Skip to content

User Nodes

Abstract

If you are interested in contributing/experiencing Punchline developers API to create your custom Punchline node using the Spark or Pyspark runtime, then this is the right place for you !

Code you Node

A starter is provided for you to get started quickly: https://github.com/punchplatform/starters/tree/6.x/spark

To write a custom storm node, you leverage the Spark API as well as an additional punch API that makes it a lot easier to focus only on your business logic. The punch API also provides you with several goodies:

  • simple yet powerful way to provide configuration parameter to your nodes.
  • load control capabilities
  • monitoring

Required dependencies

<dependency>
    <groupId>org.thales.punch</groupId>
    <artifactId>punchplatform-analytics-job</artifactId>
    <version>${punch.version}</version>
    <scope>provided</scope>
</dependency>

<dependency>
    <groupId>org.thales.punch.plugins</groupId>
    <artifactId>punchplatform-analytics-plugins-json</artifactId>
    <version>${punch.version}</version>
    <scope>provided</scope>
</dependency>
<dependency>
    <groupId>org.thales.punch.plugins</groupId>
    <artifactId>punchplatform-analytics-plugins-utils</artifactId>
    <version>${punch.version}</version>
    <scope>provided</scope>
</dependency>

<dependency>
    <groupId>org.apache.spark</groupId>
    <artifactId>spark-sql_2.11</artifactId>
    <version>${spark.version}</version>
    <scope>provided</scope>
</dependency>

Output Node in Spark

Abstract

in case your aritifact id is not one of the following:

1
2
-   org.thales.punch
-   org.punch

you should provide package: name_of_your_package in your node configuration.

{
    type: my_node
    package: org.my.package
    ...
}

Here is a simple input node that will take as input a dataset and print out the result !.

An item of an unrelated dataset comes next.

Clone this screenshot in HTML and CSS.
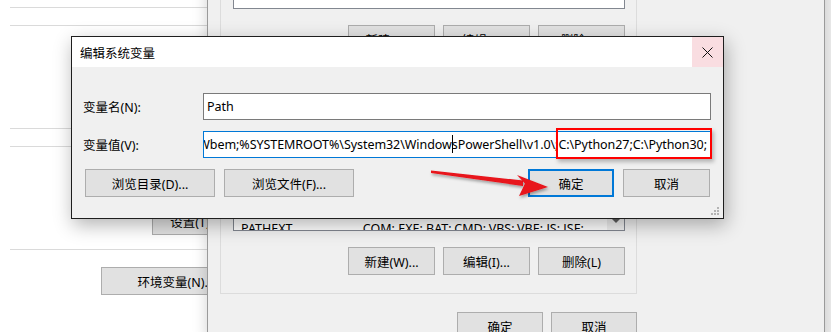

package org.thales.punch.spark.node.starter.kit;

import java.util.Optional;

import org.apache.spark.sql.Dataset;
import org.apache.spark.sql.Row;
import org.thales.punch.api.PunchUncheckedException;
import org.thales.punch.pml.configuration.NodeName;
import org.thales.punch.pml.configuration.exceptions.PMLException;
import org.thales.punch.pml.configuration.scanner.ScanNode;
import org.thales.punch.pml.configuration.scanner.ScanNode.ScanType;
import org.thales.punch.pml.job.graph.IDeclarer;
import org.thales.punch.pml.job.graph.IInputDatasetHolder;
import org.thales.punch.pml.job.graph.INode;
import org.thales.punch.pml.job.graph.IOutputDatasetHolder;

import com.fasterxml.jackson.core.type.TypeReference;

/**
 * <pre>
 * PREREQUISITE: 
 * 
 * - A STANDALONE installed
 * - update pom.xml to your STANDALONE version (punch.version key)
 * - use punchplatform-developpment.sh --install to add necessary maven artifacts to your .m2 folder
 * - package name should be org.thales, org.punch; else you should use package key in your node settings
 * 
 * {
 *      type: my_node
 *      package: org.thales.punch.spark.node.starter.kit
 *      ....
 * }
 * 
 * </pre>
 * Empty project where you can write your PUNCHLINE Spark Node
 * <p>
 * @author jonathan
 *
 */
@NodeName("my_node")
@ScanNode(type = ScanType.OUTPUT_NODE)
public class MyNode
    implements INode {

    private static final long serialVersionUID = 1L;

    @Override
    public void execute(
        IInputDatasetHolder input, 
        IOutputDatasetHolder output) 
            throws PMLException {
        // print to stdout example
        Optional<Dataset<Row>> show = input
                .getSingletonDataframe();
        if (show.isPresent()) {
            show
                .get()
                .show();
        } else {
            throw new PunchUncheckedException("null detected");
        }
    }

    @Override
    public void declare(
        IDeclarer declarer) {
        declarer
            .subscribeSingleton(
                new TypeReference<Dataset<Row>>() {});
    }

}

Building the project and installing the jar

To make that input node available to a punchline, you must install the generated jar by mvn clean install in a special directory where all the custom jars will be scanned.

We provide a utility for this purpose, packaged in a standalone release: punchpkg

use the command below to install the generated jar:

punchpkg spark install-dependencies /full/path/to/jar/with/dependencies.jar

Note

use punchplatform-development.sh --install to add needed dependencies in your .m2

your pom.xml should have the following dependencies:

Viewing your node in Punchline editor

In case you want your custom JAVA node to be visible in Punchline Editor, your node should belong to the package org.thales. Futhermore, you should install your jar in: $PUNCHPLATFORM_CONF_DIR/../external/spark-2.4.3-bin-hadoop2.7/punchplatform/analytics/job/additional_jars/